---------- Recorded information ----------

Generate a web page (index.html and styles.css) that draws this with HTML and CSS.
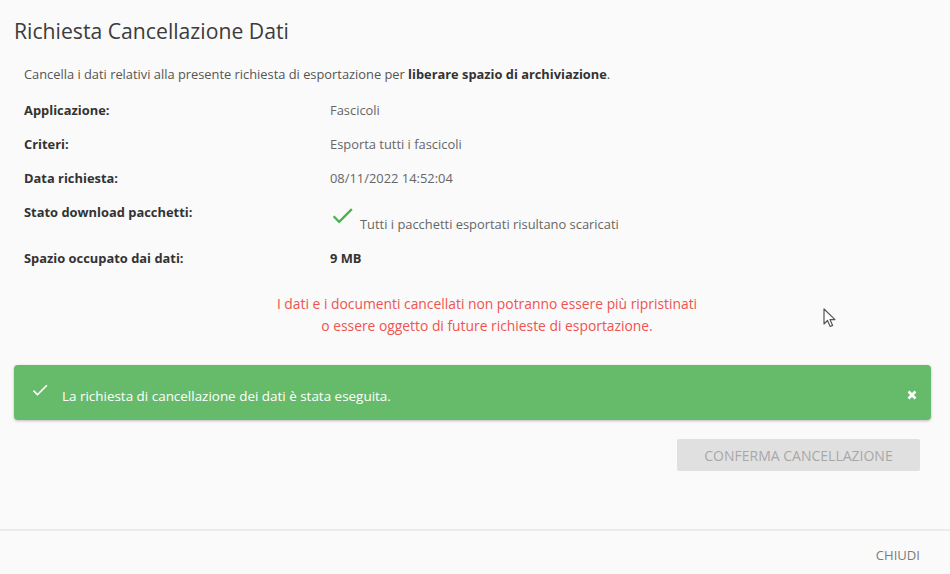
FILE: index.html
```html
<!DOCTYPE html>
<html lang="it">
<head>
<meta charset="utf-8">
<title>Richiesta Cancellazione Dati</title>
<link rel="stylesheet" href="styles.css">
</head>
<body>
<div class="dialog">
  <div class="content">
    <h1 class="title">Richiesta Cancellazione Dati</h1>
    <p class="desc">Cancella i dati relativi alla presente richiesta di esportazione per <strong>liberare spazio di archiviazione</strong>.</p>
    <div class="details">
      <div class="row"><div class="label">Applicazione:</div><div class="value">Fascicoli</div></div>
      <div class="row"><div class="label">Criteri:</div><div class="value">Esporta tutti i fascicoli</div></div>
      <div class="row"><div class="label">Data richiesta:</div><div class="value">08/11/2022 14:52:04</div></div>
      <div class="row"><div class="label">Stato download pacchetti:</div>
        <div class="value status">
          <svg class="ok-icon" viewBox="0 0 24 24"><path d="M9 16.17L4.83 12l-1.42 1.41L9 19 21 7l-1.41-1.41z"/></svg>
          <span class="status-text">Tutti i pacchetti esportati risultano scaricati</span>
        </div>
      </div>
      <div class="row"><div class="label">Spazio occupato dai dati:</div><div class="value strong">9 MB</div></div>
    </div>
    <div class="warning">I dati e i documenti cancellati non potranno essere più ripristinati<br>o essere oggetto di future richieste di esportazione.</div>
    <div class="alert">
      <svg class="alert-icon" viewBox="0 0 24 24"><path d="M9 16.17L4.83 12l-1.42 1.41L9 19 21 7l-1.41-1.41z"/></svg>
      <span class="alert-text">La richiesta di cancellazione dei dati è stata eseguita.</span>
      <svg class="alert-close" viewBox="0 0 10 10"><path d="M1.5 1.5L8.5 8.5M8.5 1.5L1.5 8.5"/></svg>
    </div>
    <div class="actions">
      <button class="btn-disabled" disabled>CONFERMA CANCELLAZIONE</button>
    </div>
  </div>
  <div class="footer">
    <button class="btn-text">CHIUDI</button>
  </div>
</div>
<svg class="cursor" viewBox="0 0 13 20"><path d="M1 1L1 16L4.5 12.5L7.2 18.5L9.6 17.4L7 11.6L12 11.6Z"/></svg>
</body>
</html>
```
FILE: styles.css
```css
* { box-sizing: border-box; }
html, body {
  margin: 0;
  padding: 0;
  height: 100%;
  background: #fafafa;
}
body {
  font-family: "Open Sans", "Noto Sans", sans-serif;
  color: #555;
  position: relative;
  overflow: hidden;
}
.dialog {
  height: 574px;
  display: flex;
  flex-direction: column;
}
.content {
  flex: 1;
  padding: 17px 19px 0 14px;
}
.title {
  margin: 0;
  font-size: 21.2px;
  line-height: 28px;
  font-weight: 400;
  color: #3c3c3c;
}
.desc {
  margin: 19px 0 0 10px;
  font-size: 12.85px;
  line-height: 20px;
  color: #555;
}
.desc strong { color: #333; font-weight: 700; }
.details {
  margin: 9px 0 0 10px;
}
.row {
  display: grid;
  grid-template-columns: 306px 1fr;
  padding: 7px 0;
  font-size: 12.9px;
  line-height: 20px;
}
.label { font-weight: 700; color: #333; }
.value { color: #666; }
.value.strong { font-weight: 700; color: #333; }
.status {
  display: flex;
  align-items: flex-start;
  margin-left: -1px;
}
.ok-icon {
  width: 27px;
  height: 27px;
  fill: #4caf50;
  flex: none;
}
.status-text {
  margin-top: 12px;
  margin-left: 4px;
}
.warning {
  margin: 18px 0 0 29px;
  text-align: center;
  color: #ef5350;
  font-size: 13.85px;
  line-height: 22px;
}
.alert {
  margin-top: 28px;
  height: 55px;
  background: #66bb6a;
  border-radius: 4px;
  box-shadow: 0 1px 3px rgba(0,0,0,0.25);
  display: flex;
  align-items: flex-start;
  padding: 15px 14px 0 16px;
  color: #fff;
}
.alert-icon {
  width: 20px;
  height: 20px;
  fill: #fff;
  flex: none;
}
.alert-text {
  margin: 6px 0 0 12px;
  font-size: 13.45px;
  line-height: 20px;
  flex: 1;
}
.alert-close {
  width: 10px;
  height: 10px;
  margin-top: 10px;
  stroke: #fff;
  stroke-width: 2.6;
  fill: none;
  flex: none;
}
.actions {
  display: flex;
  justify-content: flex-end;
  margin-top: 19px;
  padding-right: 11px;
}
.btn-disabled {
  width: 243px;
  height: 32px;
  border: none;
  background: #e0e0e0;
  color: #a8a8a8;
  font-family: inherit;
  font-size: 14px;
  border-radius: 2px;
  padding: 0;
}
.footer {
  height: 45px;
  border-top: 2px solid #ececec;
  display: flex;
  justify-content: flex-end;
  align-items: center;
  padding-right: 30px;
}
.btn-text {
  border: none;
  background: none;
  color: #7a7a7a;
  font-family: inherit;
  font-size: 13.1px;
  padding: 0;
  margin-top: 4px;
}
.cursor {
  position: absolute;
  left: 823px;
  top: 308px;
  width: 13px;
  height: 20px;
  fill: #fff;
  stroke: #555;
  stroke-width: 1.2;
  stroke-linejoin: round;
}
```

----------

**The task**
Repeat the data above exactly, but not the pictures.

**Answer below**
Generate a web page (index.html and styles.css) that draws this with HTML and CSS.
FILE: index.html
```html
<!DOCTYPE html>
<html lang="it">
<head>
<meta charset="utf-8">
<title>Richiesta Cancellazione Dati</title>
<link rel="stylesheet" href="styles.css">
</head>
<body>
<div class="dialog">
  <div class="content">
    <h1 class="title">Richiesta Cancellazione Dati</h1>
    <p class="desc">Cancella i dati relativi alla presente richiesta di esportazione per <strong>liberare spazio di archiviazione</strong>.</p>
    <div class="details">
      <div class="row"><div class="label">Applicazione:</div><div class="value">Fascicoli</div></div>
      <div class="row"><div class="label">Criteri:</div><div class="value">Esporta tutti i fascicoli</div></div>
      <div class="row"><div class="label">Data richiesta:</div><div class="value">08/11/2022 14:52:04</div></div>
      <div class="row"><div class="label">Stato download pacchetti:</div>
        <div class="value status">
          <svg class="ok-icon" viewBox="0 0 24 24"><path d="M9 16.17L4.83 12l-1.42 1.41L9 19 21 7l-1.41-1.41z"/></svg>
          <span class="status-text">Tutti i pacchetti esportati risultano scaricati</span>
        </div>
      </div>
      <div class="row"><div class="label">Spazio occupato dai dati:</div><div class="value strong">9 MB</div></div>
    </div>
    <div class="warning">I dati e i documenti cancellati non potranno essere più ripristinati<br>o essere oggetto di future richieste di esportazione.</div>
    <div class="alert">
      <svg class="alert-icon" viewBox="0 0 24 24"><path d="M9 16.17L4.83 12l-1.42 1.41L9 19 21 7l-1.41-1.41z"/></svg>
      <span class="alert-text">La richiesta di cancellazione dei dati è stata eseguita.</span>
      <svg class="alert-close" viewBox="0 0 10 10"><path d="M1.5 1.5L8.5 8.5M8.5 1.5L1.5 8.5"/></svg>
    </div>
    <div class="actions">
      <button class="btn-disabled" disabled>CONFERMA CANCELLAZIONE</button>
    </div>
  </div>
  <div class="footer">
    <button class="btn-text">CHIUDI</button>
  </div>
</div>
<svg class="cursor" viewBox="0 0 13 20"><path d="M1 1L1 16L4.5 12.5L7.2 18.5L9.6 17.4L7 11.6L12 11.6Z"/></svg>
</body>
</html>
```
FILE: styles.css
```css
* { box-sizing: border-box; }
html, body {
  margin: 0;
  padding: 0;
  height: 100%;
  background: #fafafa;
}
body {
  font-family: "Open Sans", "Noto Sans", sans-serif;
  color: #555;
  position: relative;
  overflow: hidden;
}
.dialog {
  height: 574px;
  display: flex;
  flex-direction: column;
}
.content {
  flex: 1;
  padding: 17px 19px 0 14px;
}
.title {
  margin: 0;
  font-size: 21.2px;
  line-height: 28px;
  font-weight: 400;
  color: #3c3c3c;
}
.desc {
  margin: 19px 0 0 10px;
  font-size: 12.85px;
  line-height: 20px;
  color: #555;
}
.desc strong { color: #333; font-weight: 700; }
.details {
  margin: 9px 0 0 10px;
}
.row {
  display: grid;
  grid-template-columns: 306px 1fr;
  padding: 7px 0;
  font-size: 12.9px;
  line-height: 20px;
}
.label { font-weight: 700; color: #333; }
.value { color: #666; }
.value.strong { font-weight: 700; color: #333; }
.status {
  display: flex;
  align-items: flex-start;
  margin-left: -1px;
}
.ok-icon {
  width: 27px;
  height: 27px;
  fill: #4caf50;
  flex: none;
}
.status-text {
  margin-top: 12px;
  margin-left: 4px;
}
.warning {
  margin: 18px 0 0 29px;
  text-align: center;
  color: #ef5350;
  font-size: 13.85px;
  line-height: 22px;
}
.alert {
  margin-top: 28px;
  height: 55px;
  background: #66bb6a;
  border-radius: 4px;
  box-shadow: 0 1px 3px rgba(0,0,0,0.25);
  display: flex;
  align-items: flex-start;
  padding: 15px 14px 0 16px;
  color: #fff;
}
.alert-icon {
  width: 20px;
  height: 20px;
  fill: #fff;
  flex: none;
}
.alert-text {
  margin: 6px 0 0 12px;
  font-size: 13.45px;
  line-height: 20px;
  flex: 1;
}
.alert-close {
  width: 10px;
  height: 10px;
  margin-top: 10px;
  stroke: #fff;
  stroke-width: 2.6;
  fill: none;
  flex: none;
}
.actions {
  display: flex;
  justify-content: flex-end;
  margin-top: 19px;
  padding-right: 11px;
}
.btn-disabled {
  width: 243px;
  height: 32px;
  border: none;
  background: #e0e0e0;
  color: #a8a8a8;
  font-family: inherit;
  font-size: 14px;
  border-radius: 2px;
  padding: 0;
}
.footer {
  height: 45px;
  border-top: 2px solid #ececec;
  display: flex;
  justify-content: flex-end;
  align-items: center;
  padding-right: 30px;
}
.btn-text {
  border: none;
  background: none;
  color: #7a7a7a;
  font-family: inherit;
  font-size: 13.1px;
  padding: 0;
  margin-top: 4px;
}
.cursor {
  position: absolute;
  left: 823px;
  top: 308px;
  width: 13px;
  height: 20px;
  fill: #fff;
  stroke: #555;
  stroke-width: 1.2;
  stroke-linejoin: round;
}
```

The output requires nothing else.